Frequently Asked Questions
When looking for almond flour substitutes, it’s essential to consider the specific requirements of your diet and recipe. This section answers frequent queries with practical solutions for various baking needs.
What are the best substitutes for almond flour in keto baking?
For keto baking, where low carbohydrate content is crucial, coconut flour, flaxseed meal, and psyllium husk are excellent substitutes. You’ll often need to adjust the quantity and add extra liquid because these options tend to be more absorbent than almond flour.
Can coconut flour be used as a replacement for almond flour, and if so, in what ratio?
Yes, coconut flour can replace almond flour but in a smaller ratio, typically 1/4 cup of coconut flour for 1 cup of almond flour due to its high absorbency. Additionally, for every 1/4 cup of coconut flour, add one egg to maintain moisture and structure.

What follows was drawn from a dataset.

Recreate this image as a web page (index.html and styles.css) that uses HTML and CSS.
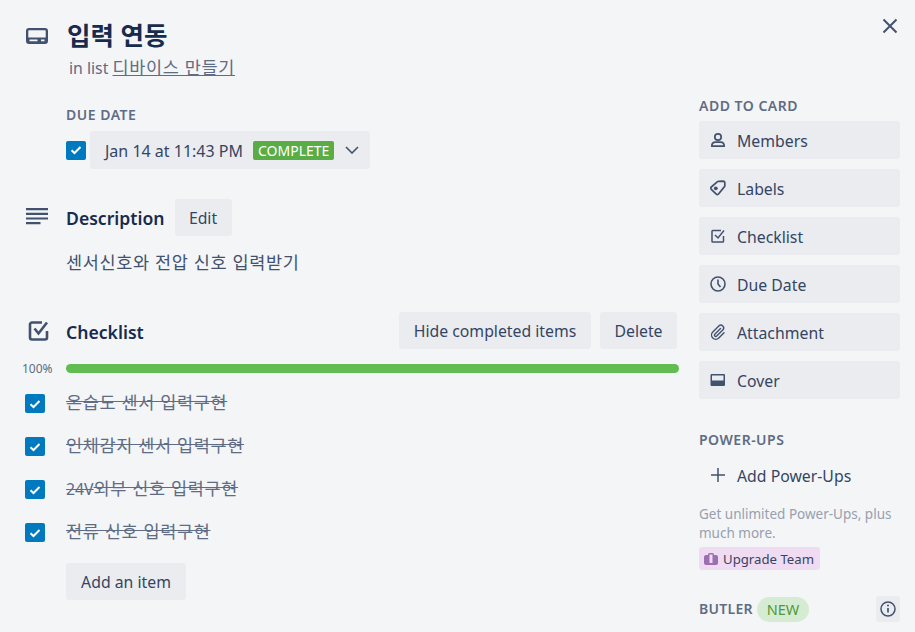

How can you substitute regular flour for almond flour in recipes, and will it affect the outcome?
You can use all-purpose flour as a substitute in a 1:1 ratio, but be aware that it will change the nutritional profile and is not gluten-free. The texture might also be less dense, and adjustments in liquid ingredients might be necessary.
What options are available for gluten-free almond flour alternatives in baking?
Gluten-free alternatives to almond flour include all-purpose gluten-free flour blends, rice flour, and buckwheat flour. These maintain a gluten-free diet consistency and can be used in similar proportions as almond flour.
For making macarons, what is an ideal substitute for almond flour?
Ground pistachio or macadamia nut flour can be used in place of almond flour for macarons. They offer a similar consistency and natural oils, which help mimic the unique texture that almond flour provides.
Is it possible to use ground almonds interchangeably with almond flour, and what should be considered?
Ground almonds can be used as a direct replacement for almond flour. However, the texture might be slightly more coarse and potentially affect the consistency of your bake. For finer baked goods, such as cakes, you might want to process ground almonds into a finer texture before use.